Über Dortmund befand sich einmal ein Kreidemeer. Zugegeben, das ist schon eine Weile her und Dortmund gab es da noch lange nicht. Als die Grafen von Dortmund dann um 1200 die Stadtmauer errichten wollten, dort, wo heute der Wallring verläuft, ließ sich mit den zu Stein gewordenen Meeresablagerungen im Untergrund nicht viel anfangen. Am Oberlauf der Emscher aber, auf heutigem Hörder Gebiet, gab es wetterbeständigen Sandstein, den Dortmund für seine Stadtmauer verwendete.

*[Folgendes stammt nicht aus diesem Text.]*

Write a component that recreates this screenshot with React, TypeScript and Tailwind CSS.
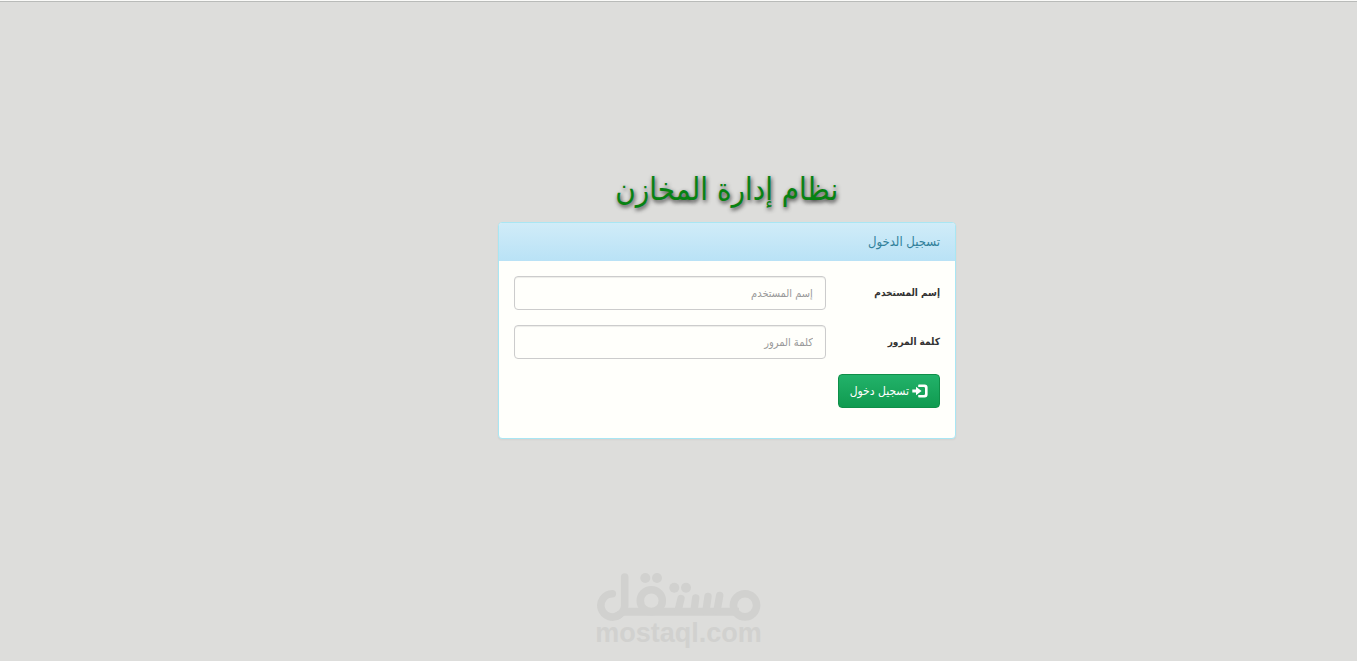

Rund 100 Jahre später jedoch verpfändete König Albrecht Dortmund an den Grafen von der Mark. Als dieser aber in Dortmund Steuern eintreiben und seinen Pfand einlösen wollte, hielten wehrhafte Dortmunder Bürger – dass sich zu dieser Zeit Bürgerinnen beteiligten, erscheint unwahrscheinlich – verschanzt hinter den Hörder Steinen stand. Und „wenn Sie den Gerichtsvollzieher nicht reinlassen, hat der Gläubiger schlechte Karten“, erläutert Heinz-Ludwig Bücking vom Verein Bergbauhistorischer Stätten den Umstand mit einem zeitgemäßen Bild.
Die Industrie in Hörde
Lagen dem Grafen von der Mark also buchstäblich Steine im Weg, so brachte der Abbau genau dieser Steine den Hörder*innen viele Jahre später Arbei und einen bescheidenen Wohlstand. Denn in den Steinbrüchen am Oberlauf der Emscher schloss man auch reiche Steinkohlenvorkommen auf. Das wiederum lockte im Jahr 1841 den Iserlohner Kaufmann Dietrich Piepenstock nach Hörde, „weil er wusste, in Hörde gibt’s Kohle und auch Eisenstein“, so Bücking. Außerdem konnte der Unternehmer bei den Hörder Nagelschmieden mit damals seltenen Kenntnissen in der Stahlverarbeitung rechnen. Doch was er zustande bekam, war nur „ein relativ unbedeutendes Hüttenwerk“, das seine Arbeit erst ein Jahr nach Piepenstocks Tod aufnahm. Dennoch legte er damit eine wichtige Basis.
Weitsichtige Ingenieuere und Manager entschieden als zweite Hüttengesellschaft in Dortmund, das Thomaspatent zu kaufen. Mit dem Verfahren konnten minderwertig phosphorhaltige Erze zu hochwertigen Stählen verarbeitet werden. Sich das hierzu nötige Know-how zu erarbeiten, führte zunächst beinahe in den Ruin, erzielte letztlich aber doch erhebliche Gewinne in der Fertigung und beim Wissensverkauf. Hörde war über mehr als zwei Jahrhunderte ein prosperierender Industriestandort.
Im Jahr 1576 waren dem Grafen von der Mark inzwischen die Zugriffsrechte auf Dortmund zugesprochen worden. Er selbst war zu diesem Zeitpunkt naheliegenderweise aber schon lange tot und „weil die Hanse-Blütezeit von Dortmund da schon vorbei war“, so Bücking, blieb auch seinen Erben nur noch „ein verträumtes Ackerbürgerstädtchen“: Dortmund bei Hörde.
Aus Dortmund bei Hörde wird Dortmund-Hörde
Mit den Jahrhunderten jedoch verschoben sich die wirtschaftlichen Kräfte. Bis 1924 wurden in Hörde die letzten Zechen geschlossen, während Dortmund vor allem mit der Zeche Minister Stein, der Westfalenhütte und dem Werk Union Profit machte. „Als dann 1929 Hörde zu Dortmund geschlagen wurde, da ist für viele Hörder eine Welt zusammengebrochen“, erzählt Bücking. Dennoch ist er überzeugt: „Diese Zusammenlegung war wirtschaftlich absolut nötig.“ Womöglich würden ihm da nicht alle Hörder*innen zustimmen. Und genau für diese Hörder*innen gibt es diese kleine wahre Geschichte über Dortmund bei Hörde.